▶ [What you are asked to do]:
Please output the records below in full, exactly as given, but without the images.

▶ [Extracted material]:
================================
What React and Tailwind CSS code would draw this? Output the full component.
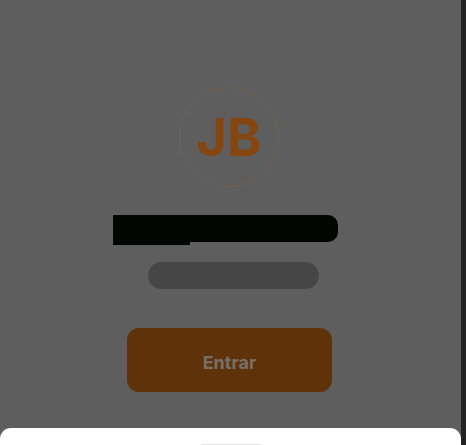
export default function App() {
  return (
    <div className="relative flex h-[445px] w-[466px] overflow-hidden" style={{ fontFamily: 'Inter, "Noto Sans", sans-serif' }}>
      <div className="flex w-[461px] flex-col bg-[#5e5e5e]">
        <div className="ml-[179px] mt-[87px] flex h-[100px] w-[100px] items-center justify-center rounded-full border border-[#74604f]">
          <span className="pt-[2px] text-[52px] font-bold leading-none text-[#864610]">JB</span>
        </div>
        <div className="ml-[113px] mt-[28px] flex flex-col">
          <div className="h-[27px] w-[225px] rounded-r-[10px] rounded-l-[1px] bg-[#010603]" />
          <div className="h-[3px] w-[77px] bg-[#010603]" />
        </div>
        <div className="ml-[148px] mt-[17px] h-[27px] w-[171px] rounded-full bg-[#464646]" />
        <div className="ml-[127px] mt-[39px] flex h-[64px] w-[205px] items-center justify-center rounded-[12px] bg-[#5f3209]">
          <span className="pt-[4px] text-[18px] font-bold text-[#77706a]">Entrar</span>
        </div>
      </div>
      <div className="w-[5px] bg-[#232323]" />
      <div className="absolute left-0 top-[428px] flex h-[40px] w-[461px] flex-col items-center rounded-t-[11px] bg-white">
        <div className="mt-[16px] h-[5px] w-[62px] rounded-full bg-[#e3e3e3]" />
      </div>
    </div>
  );
}
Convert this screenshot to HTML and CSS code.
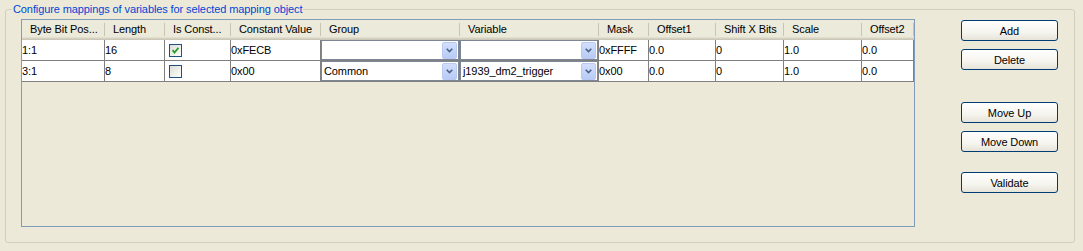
================================
▶ [Expected answer]:
What React and Tailwind CSS code would draw this? Output the full component.
export default function App() {
  return (
    <div className="relative flex h-[445px] w-[466px] overflow-hidden" style={{ fontFamily: 'Inter, "Noto Sans", sans-serif' }}>
      <div className="flex w-[461px] flex-col bg-[#5e5e5e]">
        <div className="ml-[179px] mt-[87px] flex h-[100px] w-[100px] items-center justify-center rounded-full border border-[#74604f]">
          <span className="pt-[2px] text-[52px] font-bold leading-none text-[#864610]">JB</span>
        </div>
        <div className="ml-[113px] mt-[28px] flex flex-col">
          <div className="h-[27px] w-[225px] rounded-r-[10px] rounded-l-[1px] bg-[#010603]" />
          <div className="h-[3px] w-[77px] bg-[#010603]" />
        </div>
        <div className="ml-[148px] mt-[17px] h-[27px] w-[171px] rounded-full bg-[#464646]" />
        <div className="ml-[127px] mt-[39px] flex h-[64px] w-[205px] items-center justify-center rounded-[12px] bg-[#5f3209]">
          <span className="pt-[4px] text-[18px] font-bold text-[#77706a]">Entrar</span>
        </div>
      </div>
      <div className="w-[5px] bg-[#232323]" />
      <div className="absolute left-0 top-[428px] flex h-[40px] w-[461px] flex-col items-center rounded-t-[11px] bg-white">
        <div className="mt-[16px] h-[5px] w-[62px] rounded-full bg-[#e3e3e3]" />
      </div>
    </div>
  );
}
Convert this screenshot to HTML and CSS code.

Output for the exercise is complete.